I don't have answers anymore. I used to think I knew everything. I could argue about the machinations of professional sports with Jack Nicholson; George Will; Fred the First-Time Caller from Bayside, Queens; or the Pope. Anyone. Everyone. I could forecast what would happen tomorrow as well as I could describe what happened today. Now I can't even explain what happened yesterday. Neil O'Donnell is a New York Jet.
"Get out," I say with incredulity.
The rules of the games have become as dense as the fine print in my medical-insurance policy. Am I covered if I have this wart removed from my hand? Will the Orlando Magic be able to suit up five players for the opening tap? I don't know. Let me check with a lawyer who might be able to interpret what is taking place. The important statistics used to be height and weight, scoring and batting averages, yards gained and yards lost. No more. The numbers that count now are length of contract and dollars available and...I don't know what. Stuff. There is all this stuff.
Someone is a restricted free agent, and someone else is unrestricted; someone has six years of service, so he immediately is a free agent, and someone else will be able to go to arbitration; and then, of course, there's the option year. Either side can exercise that option year. Or neither. Or both.
I can't keep track of any of that. I can't keep the rules of player movement in one sport separate from the rules of player movement in another sport. I can't remember who's making how much money for how many years. I can't remember who has an "escape clause" and who doesn't. I can't understand the phrase "renounced the rights to." The Cleveland Cavaliers renounced the rights to Dan Majerle last Thursday. Why? Can't he play anymore? There has to be a good, money-rule reason. I simply don't know what it is.
Following sports used to be like watching a pretty good card game. You would watch for a season and see what each team had.
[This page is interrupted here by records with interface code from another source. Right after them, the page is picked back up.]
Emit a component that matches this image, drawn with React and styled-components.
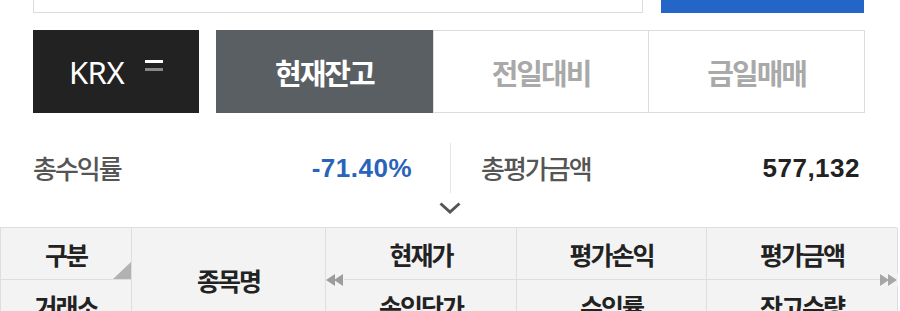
import React from "react";
import styled, { createGlobalStyle } from "styled-components";

const GlobalStyle = createGlobalStyle`
  html, body { margin: 0; padding: 0; background: #fff; overflow: hidden; }
  body { font-family: "Noto Sans CJK KR", "Noto Sans", sans-serif; }
  * { box-sizing: border-box; }
`;

const Page = styled.div`
  width: 900px;
  display: flex;
  flex-direction: column;
`;

const SearchRow = styled.div`
  display: flex;
  align-items: flex-end;
  gap: 18px;
  padding: 0 36px 0 33px;
  margin-top: -40px;
`;

const SearchInput = styled.input`
  flex: 1;
  height: 52px;
  border: 1px solid #dcdcdc;
  background: #fff;
  outline: none;
`;

const SearchButton = styled.button`
  width: 203px;
  height: 53px;
  border: none;
  background: #2366c8;
`;

const FilterRow = styled.div`
  display: flex;
  gap: 17px;
  height: 83px;
  margin-top: 17px;
  padding: 0 35px 0 33px;
`;

const ExchangeBox = styled.div`
  width: 166px;
  background: #222;
  color: #fff;
  display: flex;
  align-items: center;
  justify-content: center;
  gap: 21px;
  font-family: "Noto Sans", sans-serif;
  font-size: 31px;
  font-weight: 400;
  letter-spacing: -0.5px;
`;

const MenuIcon = styled.span`
  display: flex;
  flex-direction: column;
  gap: 5px;
  width: 18px;
  margin-top: -12px;
`;

const Bar = styled.span`
  display: block;
  height: 3px;
  background: ${(p) => p.$color};
`;

const Tabs = styled.div`
  flex: 1;
  display: grid;
  grid-template-columns: repeat(3, 1fr);
  border: 1px solid #dcdcdc;
`;

const Tab = styled.div`
  display: flex;
  align-items: center;
  justify-content: center;
  font-size: 29px;
  font-weight: 700;
  letter-spacing: -2px;
  color: ${(p) => (p.$active ? "#fff" : "#a9a9a9")};
  background: ${(p) => (p.$active ? "#5a5f64" : "#fff")};
  margin: ${(p) => (p.$active ? "-1px 0 -1px -1px" : "0")};
  border-left: ${(p) => (p.$first || p.$active ? "none" : "1px solid #dcdcdc")};
`;

const Summary = styled.div`
  display: grid;
  grid-template-columns: 450px 450px;
  height: 50px;
  margin-top: 30px;
`;

const SummaryCell = styled.div`
  display: flex;
  align-items: center;
  justify-content: space-between;
  padding: ${(p) => (p.$right ? "0 40px 0 30px" : "0 38px 0 33px")};
  border-left: ${(p) => (p.$right ? "1px solid #e6e6e6" : "none")};
`;

const Label = styled.span`
  font-size: 26px;
  font-weight: 500;
  letter-spacing: -2px;
  color: #555;
  margin-top: -2px;
`;

const Value = styled.span`
  font-family: "Liberation Sans", Arial, sans-serif;
  font-size: 26px;
  font-weight: 700;
  letter-spacing: 0.5px;
  color: ${(p) => p.$color};
`;

const ToggleRow = styled.div`
  height: 34px;
  display: flex;
  justify-content: center;
  padding-top: 9px;
`;

const Table = styled.div`
  position: relative;
  width: 897px;
  display: grid;
  grid-template-columns: 131px 194px 191px 190px 191px;
  grid-template-rows: 52px 52px;
  background: #f3f3f3;
  border-top: 1px solid #dedede;
  border-left: 1px solid #dedede;
`;

const Cell = styled.div`
  position: relative;
  display: flex;
  align-items: center;
  justify-content: center;
  font-size: 25px;
  font-weight: 700;
  letter-spacing: -2px;
  color: #222;
  border-right: 1px solid #dedede;
  border-bottom: 1px solid #dedede;
  grid-column: ${(p) => (p.$span ? "2" : "auto")};
  grid-row: ${(p) => (p.$span ? "1 / span 2" : "auto")};
  padding-top: ${(p) => (p.$span ? "1px" : "0")};
`;

const Corner = styled.span`
  position: absolute;
  right: 0;
  bottom: 0;
  width: 0;
  height: 0;
  border-left: 18px solid transparent;
  border-bottom: 17px solid #b2b2b2;
`;

const Arrow = styled.svg`
  position: absolute;
  top: 46px;
  left: ${(p) => p.$left};
  background: #f3f3f3;
`;

function Chevron() {
  return (
    <svg width="22" height="12" viewBox="0 0 22 12">
      <polyline points="1.5,1.5 11,10 20.5,1.5" fill="none" stroke="#555" strokeWidth="3" />
    </svg>
  );
}

export default function App() {
  return (
    <Page>
      <GlobalStyle />
      <SearchRow>
        <SearchInput />
        <SearchButton />
      </SearchRow>
      <FilterRow>
        <ExchangeBox>
          KRX
          <MenuIcon>
            <Bar $color="#fff" />
            <Bar $color="#888" />
          </MenuIcon>
        </ExchangeBox>
        <Tabs>
          <Tab $active $first>현재잔고</Tab>
          <Tab>전일대비</Tab>
          <Tab>금일매매</Tab>
        </Tabs>
      </FilterRow>
      <Summary>
        <SummaryCell>
          <Label>총수익률</Label>
          <Value $color="#2a64b8">-71.40%</Value>
        </SummaryCell>
        <SummaryCell $right>
          <Label>총평가금액</Label>
          <Value $color="#222">577,132</Value>
        </SummaryCell>
      </Summary>
      <ToggleRow>
        <Chevron />
      </ToggleRow>
      <Table>
        <Cell>
          구분
          <Corner />
        </Cell>
        <Cell $span>종목명</Cell>
        <Cell>현재가</Cell>
        <Cell>평가손익</Cell>
        <Cell>평가금액</Cell>
        <Cell>거래소</Cell>
        <Cell>손익단가</Cell>
        <Cell>수익률</Cell>
        <Cell>잔고수량</Cell>
        <Arrow $left="325px" width="18" height="12" viewBox="0 0 18 12">
          <polygon points="9,0 0,6 9,12" fill="#9c9c9c" />
          <polygon points="17,0 8,6 17,12" fill="#9c9c9c" />
        </Arrow>
        <Arrow $left="879px" width="18" height="12" viewBox="0 0 18 12">
          <polygon points="0,0 9,6 0,12" fill="#a6a6a6" />
          <polygon points="8,0 17,6 8,12" fill="#a6a6a6" />
        </Arrow>
      </Table>
    </Page>
  );
}
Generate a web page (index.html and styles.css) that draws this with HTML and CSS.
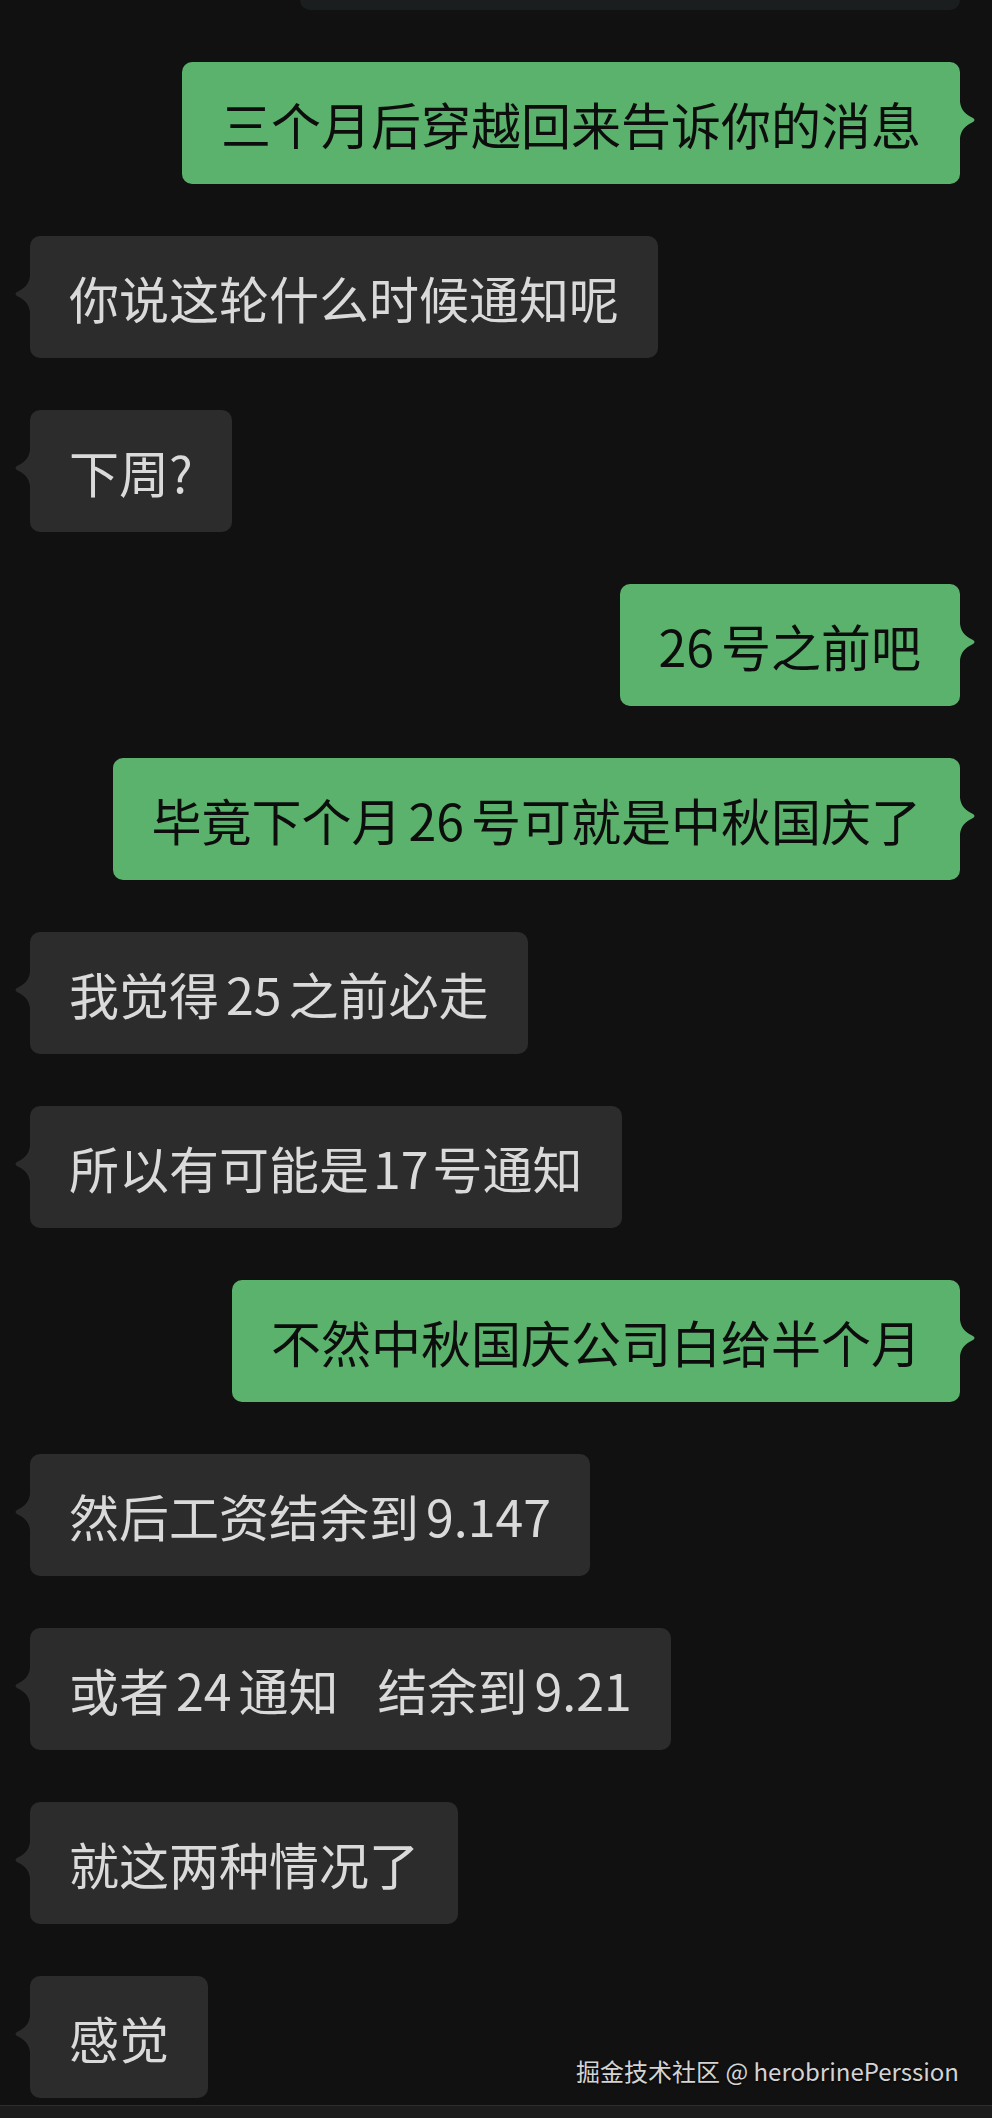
FILE: index.html
```html
<!DOCTYPE html>
<html lang="zh-CN">
<head>
    <meta charset="UTF-8">
    <meta name="viewport" content="width=device-width, initial-scale=1.0">
    <title>聊天记录</title>
    <link rel="stylesheet" href="styles.css">
</head>
<body>
    <div class="chat">
        <div class="quote-edge"></div>

        <div class="msg msg-out"><div class="bubble">三个月后穿越回来告诉你的消息</div></div>
        <div class="msg msg-in"><div class="bubble">你说这轮什么时候通知呢</div></div>
        <div class="msg msg-in"><div class="bubble">下周?</div></div>
        <div class="msg msg-out"><div class="bubble"><span class="num lead">26</span>号之前吧</div></div>
        <div class="msg msg-out"><div class="bubble">毕竟下个月<span class="num">26</span>号可就是中秋国庆了</div></div>
        <div class="msg msg-in"><div class="bubble">我觉得<span class="num">25</span>之前必走</div></div>
        <div class="msg msg-in"><div class="bubble">所以有可能是<span class="num tight">17</span>号通知</div></div>
        <div class="msg msg-out"><div class="bubble">不然中秋国庆公司白给半个月</div></div>
        <div class="msg msg-in"><div class="bubble">然后工资结余到<span class="num end">9.147</span></div></div>
        <div class="msg msg-in"><div class="bubble">或者<span class="num">24</span>通知<span class="wide-gap"></span>结余到<span class="num end">9.21</span></div></div>
        <div class="msg msg-in"><div class="bubble">就这两种情况了</div></div>
        <div class="msg msg-in"><div class="bubble">感觉</div></div>
    </div>

    <div class="input-bar"></div>

    <div class="watermark">掘金技术社区 @ herobrinePerssion</div>
</body>
</html>
```

FILE: styles.css
```css
body {
    margin: 0;
    background-color: #111111;
    font-family: "Noto Sans CJK SC", "Noto Sans", sans-serif;
    position: relative;
    min-height: 2118px;
}

.chat {
    display: flex;
    flex-direction: column;
    gap: 52px;
}

/* bottom of the previous (cut off) message */
.quote-edge {
    height: 10px;
    margin-left: 300px;
    width: 660px;
    background-color: #1b1e1f;
    border-radius: 0 0 10px 10px;
}

.msg {
    display: flex;
}

.msg-out {
    justify-content: flex-end;
    padding-right: 32px;
}

.msg-in {
    justify-content: flex-start;
    padding-left: 30px;
}

.bubble {
    position: relative;
    font-size: 50px;
    line-height: 60px;
    padding: 31px 39px;
    border-radius: 10px;
    white-space: nowrap;
}

.msg-out .bubble {
    background-color: #5bb26c;
    color: #0d0d0d;
}

.msg-in .bubble {
    background-color: #2c2c2c;
    color: #dadada;
}

/* little pointer beside the bubble */
.bubble::after {
    content: "";
    position: absolute;
    top: 40px;
    width: 16px;
    height: 36px;
}

.msg-out .bubble::after {
    left: 100%;
    background-color: #5bb26c;
    clip-path: path('M0 0 C1 8 5 12 13 16 Q16 18 13 20 C5 24 1 28 0 36 Z');
}

.msg-in .bubble::after {
    right: 100%;
    background-color: #2c2c2c;
    clip-path: path('M16 0 C15 8 11 12 3 16 Q0 18 3 20 C11 24 15 28 16 36 Z');
}

.num {
    margin: 0 7px;
}

.num.lead {
    margin-left: 0;
}

.num.end {
    margin-right: 0;
}

.num.tight {
    margin: 0 4px;
}

.wide-gap {
    display: inline-block;
    width: 39px;
}

.input-bar {
    margin-top: 7px;
    height: 12px;
    border-top: 1px solid #2e2e2e;
    background-color: #1c1c1c;
}

.watermark {
    position: absolute;
    right: 33px;
    top: 2056px;
    font-size: 24px;
    line-height: 30px;
    color: #d4d4d4;
    text-shadow: 0 1px 2px rgba(0, 0, 0, 0.6);
}
```
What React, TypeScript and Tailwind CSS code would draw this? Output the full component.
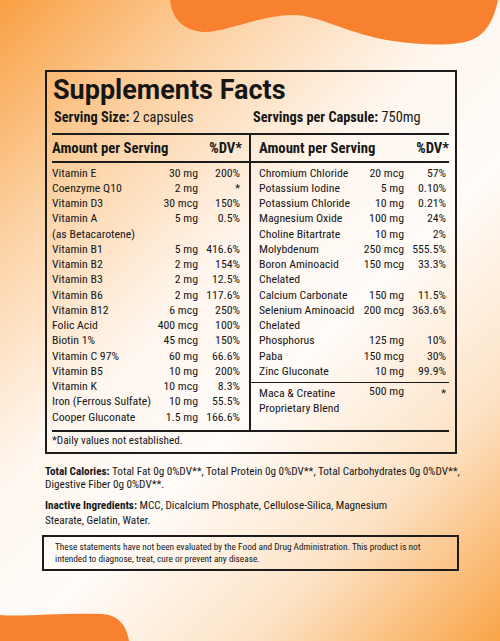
const left: [string, string, string][] = [
  ["Vitamin E", "30 mg", "200%"],
  ["Coenzyme Q10", "2 mg", "*"],
  ["Vitamin D3", "30 mcg", "150%"],
  ["Vitamin A", "5 mg", "0.5%"],
  ["(as Betacarotene)", "", ""],
  ["Vitamin B1", "5 mg", "416.6%"],
  ["Vitamin B2", "2 mg", "154%"],
  ["Vitamin B3", "2 mg", "12.5%"],
  ["Vitamin B6", "2 mg", "117.6%"],
  ["Vitamin B12", "6 mcg", "250%"],
  ["Folic Acid", "400 mcg", "100%"],
  ["Biotin 1%", "45 mcg", "150%"],
  ["Vitamin C 97%", "60 mg", "66.6%"],
  ["Vitamin B5", "10 mg", "200%"],
  ["Vitamin K", "10 mcg", "8.3%"],
  ["Iron (Ferrous Sulfate)", "10 mg", "55.5%"],
  ["Cooper Gluconate", "1.5 mg", "166.6%"],
];

const right: [string, string, string][] = [
  ["Chromium Chloride", "20 mcg", "57%"],
  ["Potassium Iodine", "5 mg", "0.10%"],
  ["Potassium Chloride", "10 mg", "0.21%"],
  ["Magnesium Oxide", "100 mg", "24%"],
  ["Choline Bitartrate", "10 mg", "2%"],
  ["Molybdenum", "250 mcg", "555.5%"],
  ["Boron Aminoacid", "150 mcg", "33.3%"],
  ["Chelated", "", ""],
  ["Calcium Carbonate", "150 mg", "11.5%"],
  ["Selenium Aminoacid", "200 mcg", "363.6%"],
  ["Chelated", "", ""],
  ["Phosphorus", "125 mg", "10%"],
  ["Paba", "150 mcg", "30%"],
  ["Zinc Gluconate", "10 mg", "99.9%"],
];

const Row = ({ name, amount, dv }: { name: string; amount: string; dv: string }) => (
  <div className="flex h-[15.25px] items-center text-[11.8px] leading-[15.25px]">
    <span className="flex-1 whitespace-nowrap">{name}</span>
    <span className="shrink-0 whitespace-nowrap text-right">{amount}</span>
    <span className="w-[42px] shrink-0 text-right">{dv}</span>
  </div>
);

const Header = () => (
  <div className="flex h-[26px] items-center justify-between text-[14.7px] font-bold">
    <span>Amount per Serving</span>
    <span>%DV*</span>
  </div>
);

export default function App() {
  return (
    <div className="relative h-[641px] w-[500px] overflow-hidden bg-[linear-gradient(135deg,#f9a043_0%,#fcd3a6_22%,#fff6ee_42%,#fffcf9_58%,#fde3c6_78%,#f9a447_100%)] font-['Roboto_Condensed',Roboto,sans-serif] font-stretch-condensed text-[#161616]">
      <svg className="absolute left-0 top-0" width="500" height="60" viewBox="0 0 500 60">
        <path
          d="M170,0 C172,18 182,30 203,32 C225,33 260,15 293,15 C320,15 350,35 393,41 C420,45 445,46 465,42 C485,38 494,20 498,0 Z"
          fill="#f7812e"
        />
      </svg>
      <svg className="absolute bottom-0 left-0" width="140" height="30" viewBox="0 611 140 30">
        <path d="M0,615 C20,617 60,613 100,614 C115,614 126,622 129,641 L0,641 Z" fill="#f7812e" />
      </svg>

      <div className="relative ml-[45px] mt-[70px] w-[412px] border-2 border-[#1c1c1c] pl-[5px] pr-[6px] pt-[3px]">
        <h1 className="pl-[1px] font-['Roboto',sans-serif] text-[27px] font-bold leading-[30px] font-stretch-normal">
          Supplements Facts
        </h1>
        <div className="mt-[2px] flex h-[20px] items-center text-[14.3px] leading-[20px]">
          <div className="w-[201px] pl-[2px]">
            <span className="font-bold">Serving Size:</span> 2 capsules
          </div>
          <div>
            <span className="font-bold">Servings per Capsule:</span> 750mg
          </div>
        </div>
        <div className="mt-[6px] h-[2px] bg-[#1c1c1c]" />

        <div className="grid grid-cols-[199px_1fr]">
          <div className="border-r-2 border-[#1c1c1c]">
            <div className="pr-[7px]">
              <Header />
            </div>
            <div className="h-[1.5px] bg-[#1c1c1c]" />
            <div className="pb-[5px] pr-[9px] pt-[3px]">
              {left.map(([n, a, d], i) => (
                <Row key={i} name={n} amount={a} dv={d} />
              ))}
            </div>
          </div>
          <div>
            <div className="pl-[8px]">
              <Header />
            </div>
            <div className="h-[1.5px] bg-[#1c1c1c]" />
            <div className="pl-[8px] pr-[3px] pt-[3px]">
              {right.map(([n, a, d], i) => (
                <Row key={i} name={n} amount={a} dv={d} />
              ))}
            </div>
            <div className="mt-[3px] h-[1px] bg-[#1c1c1c]" />
            <div className="flex pl-[8px] pr-[3px] pt-[3px] text-[11.8px] leading-[15.25px]">
              <div className="flex-1">
                Maca &amp; Creatine
                <br />
                Proprietary Blend
              </div>
              <div className="-mt-[2px] text-right">500 mg</div>
              <div className="w-[42px] text-right">*</div>
            </div>
          </div>
        </div>

        <div className="h-[2px] bg-[#1c1c1c]" />
        <div className="flex h-[20px] items-center text-[11.2px]">*Daily values not established.</div>
      </div>

      <div className="ml-[45px] mt-[11px] text-[11.2px] leading-[13.5px]">
        <span className="font-bold">Total Calories:</span> Total Fat 0g 0%DV**, Total Protein 0g 0%DV**, Total
        Carbohydrates 0g 0%DV**,
        <br />
        Digestive Fiber 0g 0%DV**.
      </div>
      <div className="ml-[45px] mt-[6px] text-[11.2px] leading-[15px]">
        <span className="font-bold">Inactive Ingredients:</span> MCC, Dicalcium Phosphate, Cellulose-Silica, Magnesium
        <br />
        Stearate, Gelatin, Water.
      </div>

      <div className="ml-[42px] mt-[7px] w-[417px] border-2 border-[#1c1c1c] pb-[4px] pl-[11px] pt-[4px] text-[9.3px] leading-[12px]">
        These statements have not been evaluated by the Food and Drug Administration. This product is not
        <br />
        intended to diagnose, treat, cure or prevent any disease.
      </div>
    </div>
  );
}
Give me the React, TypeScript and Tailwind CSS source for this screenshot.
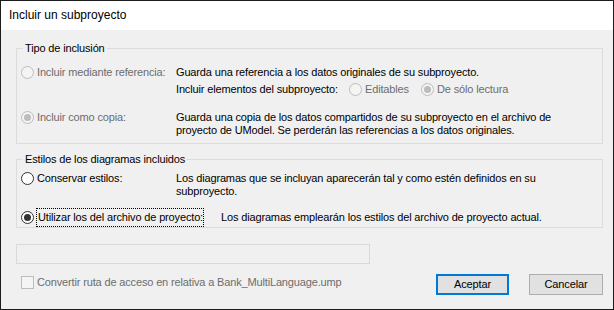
import React from 'react';

const sans = "font-['Liberation_Sans',Arial,sans-serif]";

function Radio({ checked = false, disabled = false }: { checked?: boolean; disabled?: boolean }) {
  return (
    <span
      className={
        disabled
          ? 'w-[13px] h-[13px] shrink-0 rounded-full border border-[#bcbcbc] bg-[#f4f4f4] flex items-center justify-center'
          : 'w-[13px] h-[13px] shrink-0 rounded-full border border-[#333333] bg-white flex items-center justify-center'
      }
    >
      {checked && (
        <span className={disabled ? 'w-[7px] h-[7px] rounded-full bg-[#bcbcbc]' : 'w-[7px] h-[7px] rounded-full bg-[#333333]'} />
      )}
    </span>
  );
}

export default function App() {
  return (
    <div className={`w-[614px] h-[310px] border border-[#1c1c1c] flex flex-col text-[11px] leading-[13px] tracking-[-0.15px] text-black ${sans}`}>
      {/* title bar */}
      <div className="h-[29px] bg-white flex items-center pl-[8px] text-[12px] tracking-normal">Incluir un subproyecto</div>

      <div className="flex-1 bg-[#f0f0f0] pl-[15px] pr-[10px] pt-[12px] flex flex-col">
        {/* Tipo de inclusión */}
        <fieldset className="border border-[#dcdcdc] h-[102px]">
          <legend className="ml-[6px] px-[2px]">Tipo de inclusión</legend>
          <div className="pl-[4px] pt-[11px]">
            <div className="flex">
              <div className="w-[155px] flex items-start gap-[3px] text-[#6d6d6d]">
                <Radio disabled />
                <span>Incluir mediante referencia:</span>
              </div>
              <div className="flex flex-col gap-[4px]">
                <span>Guarda una referencia a los datos originales de su subproyecto.</span>
                <div className="flex items-center">
                  <span className="w-[173px]">Incluir elementos del subproyecto:</span>
                  <div className="w-[72px] flex items-center gap-[3px] text-[#6d6d6d]">
                    <Radio disabled />
                    <span>Editables</span>
                  </div>
                  <div className="flex items-center gap-[3px] text-[#6d6d6d]">
                    <Radio disabled checked />
                    <span>De sólo lectura</span>
                  </div>
                </div>
              </div>
            </div>

            <div className="flex mt-[15px]">
              <div className="w-[155px] flex items-start gap-[3px] text-[#6d6d6d]">
                <Radio disabled checked />
                <span>Incluir como copia:</span>
              </div>
              <div className="flex flex-col">
                <span>Guarda una copia de los datos compartidos de su subproyecto en el archivo de</span>
                <span>proyecto de UModel. Se perderán las referencias a los datos originales.</span>
              </div>
            </div>
          </div>
        </fieldset>

        {/* Estilos de los diagramas incluidos */}
        <fieldset className="border border-[#dcdcdc] h-[75px] mt-[9px]">
          <legend className="ml-[6px] px-[2px]">Estilos de los diagramas incluidos</legend>
          <div className="pl-[4px] pt-[6px]">
            <div className="flex">
              <div className="w-[155px] flex items-start gap-[3px]">
                <Radio />
                <span>Conservar estilos:</span>
              </div>
              <div className="flex flex-col">
                <span>Los diagramas que se incluyan aparecerán tal y como estén definidos en su</span>
                <span>subproyecto.</span>
              </div>
            </div>

            <div className="flex items-center mt-[10px]">
              <Radio checked />
              <span className="ml-[2px] w-[168px] px-[1px] py-[2px] border border-dotted border-black whitespace-nowrap">
                Utilizar los del archivo de proyecto:
              </span>
              <span className="ml-[17px]">Los diagramas emplearán los estilos del archivo de proyecto actual.</span>
            </div>
          </div>
        </fieldset>

        {/* path field */}
        <div className="mt-[16px] w-[354px] h-[20px] border border-[#d9d9d9] bg-[#f0f0f0]" />

        <div className="flex mt-[10px]">
          <div className="flex items-center gap-[3px] pl-[5px] pt-[1px] h-[13px] mt-[1px] text-[#6d6d6d]">
            <span className="w-[13px] h-[13px] border border-[#bcbcbc] bg-[#f4f4f4]" />
            <span>Convertir ruta de acceso en relativa a Bank_MultiLanguage.ump</span>
          </div>
          <div className="ml-auto flex gap-[20px]">
            <button className="w-[73px] h-[21px] border-2 border-[#0078d7] bg-[#e1e1e1] flex items-center justify-center">
              Aceptar
            </button>
            <button className="w-[74px] h-[21px] border border-[#adadad] bg-[#e1e1e1] flex items-center justify-center">
              Cancelar
            </button>
          </div>
        </div>
      </div>
    </div>
  );
}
You would know that the Indiana Pacers, say, could use a good power forward, or the Kansas City Royals could use a lefthanded reliever. At the end of the season you would watch a team draw from the deck or make a deal to better its hand. That was part of the charm, seeing how the moves worked. Now? It seems that at the end of every season everybody throws his cards into the air. Fifty-two pickup. Everybody grabs an entirely new hand and goes from there.